いよいよ、卒業にリーチをかけられます。卒制報告_10
2020-02-14(卒制報告_9のつづき)
12月27日(公募ガイド社の年内最終営業日)。
会社の納会を中座させてもらい、
アクリルの見積りが出てきた2社のうち、
安かった方の会社さんを訪問。大田区にある会社さんで、
場所は下町ロケットの佃製作所のすぐそば。
町工場をイメージしていたのに、訪問してみたらけっこう立派なビルで、
担当の鈴木さんも信頼できそうな印象を受けたので、
その場で発注をお願いする。で結局、仕様はこんな感じに決めました。
球の大きさはΦ60㎜と最後まで迷いましたが、
アクリルの割れるリスク、
球がこぼれ落ちてしまうリスク、
重量増に伴う安全性のリスクなど、
より確実性が高いΦ50㎜を選択することにしました。造形的には60㎜の方が良かったんですけどね…
スケジュールとコストの関係で、
アクリルの専用刃物を試作することができず、
確実な方を選択せざるを得ませんでした。でも最難関と思われる球とアクリルのギミックが、
何とか年内に先が見えてきて、
ちょっとだけ安心して新年を迎えられそうです。卒制報告_9
2020-02-13(卒制報告_8のつづき)
12月下旬。
アクリルの加工業者さん探しが始まりました。直接お会いしてやりたいことや仕様を説明したり、
試作の現物を確認したり、
遠方だとちょっと難しいと判断し、
都内を中心にやってくれそうな会社にアプローチをかけます。
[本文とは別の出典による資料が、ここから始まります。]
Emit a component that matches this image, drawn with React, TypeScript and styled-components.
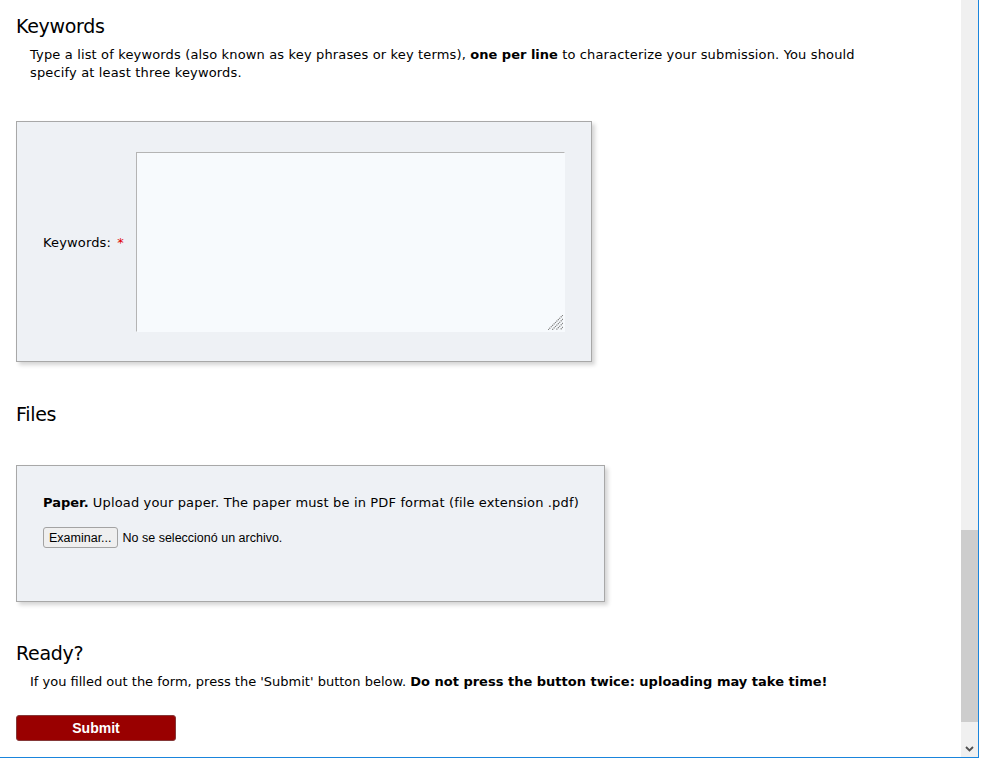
import React from "react";
import styled, { createGlobalStyle } from "styled-components";

const GlobalStyle = createGlobalStyle`
  html, body {
    margin: 0;
    padding: 0;
    background: #ffffff;
  }
  body {
    font-family: "DejaVu Sans", Verdana, sans-serif;
    color: #000;
  }
  b {
    letter-spacing: 0;
  }
`;

const Window = styled.div`
  display: flex;
  width: 979px;
  height: 758px;
  box-sizing: border-box;
  border-right: 1px solid #1a85dc;
  border-bottom: 1px solid #1a85dc;
  overflow: hidden;
`;

const Page = styled.div`
  flex: 1;
  padding: 14px 0 0 16px;
  overflow: hidden;
`;

const SectionTitle = styled.h2<{ $top?: number }>`
  margin: ${(p) => p.$top || 0}px 0 0 0;
  font-family: "DejaVu Sans", Verdana, sans-serif;
  font-size: 19px;
  letter-spacing: -0.3px;
  font-weight: normal;
  line-height: 24px;
`;

const Help = styled.p<{ $spacing?: number }>`
  margin: 8px 0 0 14px;
  width: 850px;
  font-size: 13px;
  line-height: 18px;
  letter-spacing: ${(p) => p.$spacing ?? 0.15}px;
`;

const Panel = styled.div<{ $width: number }>`
  width: ${(p) => p.$width}px;
  box-sizing: border-box;
  background: #eef1f5;
  border: 1px solid #a8a8a8;
  box-shadow: 3px 3px 4px rgba(0, 0, 0, 0.17);
  letter-spacing: 0.15px;
`;

const KeywordPanel = styled(Panel)`
  margin-top: 39px;
  display: flex;
  align-items: center;
  padding: 30px 26px 29px;
`;

const FilePanel = styled(Panel)`
  margin-top: 39px;
  padding: 28px 26px 53px;
`;

const FieldLabel = styled.label`
  width: 93px;
  flex-shrink: 0;
  padding-top: 1px;
  font-size: 13px;
  line-height: 18px;
`;

const Required = styled.span`
  color: #e00000;
  margin-left: 2px;
`;

const AreaWrap = styled.div`
  position: relative;
  width: 429px;
  height: 180px;
`;

const KeywordArea = styled.textarea`
  display: block;
  width: 100%;
  height: 100%;
  box-sizing: border-box;
  margin: 0;
  padding: 2px 4px;
  resize: none;
  background: #f7fafd;
  border: 1px solid;
  border-color: #b4b4b4 #f7fafd #f7fafd #b4b4b4;
  font-family: "DejaVu Sans", Verdana, sans-serif;
  font-size: 13px;
  outline: none;
`;

const Grip = styled.svg`
  position: absolute;
  right: 2px;
  bottom: 2px;
  pointer-events: none;
`;

const PaperText = styled.p`
  margin: 0;
  font-size: 13px;
  line-height: 18px;
  white-space: nowrap;
`;

const FileRow = styled.div`
  display: flex;
  align-items: center;
  margin-top: 15px;
  font-family: "Liberation Sans", Arial, sans-serif;
  font-size: 12.5px;
  letter-spacing: 0;
`;

const FileButton = styled.button`
  height: 21px;
  padding: 0 5px;
  margin: 0 5px 0 0;
  background: #efefef;
  border: 1px solid #a3a3a3;
  border-radius: 3px;
  font-family: "Liberation Sans", Arial, sans-serif;
  font-size: 12.5px;
  color: #000;
`;

const SubmitButton = styled.button`
  display: block;
  margin-top: 24px;
  width: 160px;
  height: 26px;
  padding: 0;
  background: #990000;
  border: 1px solid #853838;
  border-radius: 3px;
  color: #ffffff;
  font-family: "Liberation Sans", Arial, sans-serif;
  font-weight: bold;
  font-size: 14px;
`;

const Scrollbar = styled.div`
  width: 17px;
  flex-shrink: 0;
  background: #f0f0f0;
  display: flex;
  flex-direction: column;
  justify-content: flex-end;
`;

const Thumb = styled.div`
  height: 192px;
  background: #cdcdcd;
`;

const ArrowButton = styled.div`
  height: 17px;
  margin-top: 18px;
  display: flex;
  align-items: center;
  justify-content: center;
`;

export default function App() {
  return (
    <>
      <GlobalStyle />
      <Window>
        <Page>
          <SectionTitle>Keywords</SectionTitle>
          <Help>
            Type a list of keywords (also known as key phrases or key terms),{" "}
            <b>one per line</b> to characterize your submission. You should
            specify at least three keywords.
          </Help>

          <KeywordPanel $width={576}>
            <FieldLabel>
              Keywords: <Required>*</Required>
            </FieldLabel>
            <AreaWrap>
              <KeywordArea />
              <Grip width="15" height="15" viewBox="0 0 15 15">
                <g stroke="#7c7c7c" strokeWidth="1.2" strokeDasharray="1.2 0.8">
                  <line x1="15" y1="0" x2="0" y2="15" />
                  <line x1="15" y1="4" x2="4" y2="15" />
                  <line x1="15" y1="8" x2="8" y2="15" />
                  <line x1="15" y1="12" x2="12" y2="15" />
                </g>
              </Grip>
            </AreaWrap>
          </KeywordPanel>

          <SectionTitle $top={40}>Files</SectionTitle>
          <FilePanel $width={589}>
            <PaperText>
              <b>Paper.</b> Upload your paper. The paper must be in PDF format
              (file extension .pdf)
            </PaperText>
            <FileRow>
              <FileButton type="button">Examinar...</FileButton>
              No se seleccionó un archivo.
            </FileRow>
          </FilePanel>

          <SectionTitle $top={39}>Ready?</SectionTitle>
          <Help $spacing={0}>
            If you filled out the form, press the 'Submit' button below.{" "}
            <b>Do not press the button twice: uploading may take time!</b>
          </Help>
          <SubmitButton type="button">Submit</SubmitButton>
        </Page>
        <Scrollbar>
          <Thumb />
          <ArrowButton>
            <svg width="9" height="6" viewBox="0 0 9 6">
              <path d="M1 1 L4.5 4.5 L8 1" fill="none" stroke="#505050" strokeWidth="1.8" />
            </svg>
          </ArrowButton>
        </Scrollbar>
      </Window>
    </>
  );
}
10社くらい声掛けした時点で、
「やれます!」と明言してくれた会社は1社も無し。
「ああ、またか…」という感じです。さらに10社くらいあたった時点で、
ようやく「多分やれると思いますよ」という会社にめぐり合う!さらに追加で問い合わせていると、
何社か見積りを出してくれそうなところが出てくるも、
タイミング的にはクリスマス。
世間はすでに年越しモードで、
「現場が動いてないので、提案は年明けになります」と言われてしまう。そうこうしていると木球の業者さんにも、
「年内に発注しないと1月納品が難しいので、早く球のサイズを確定して欲しい」
と急かされる。そんなこと言われても、
ベースとなるアクリルとの組み合わせを検証しないといけないので、
アクリル側の目途が立たないと何とも回答できない。ああ、もうどうしよう。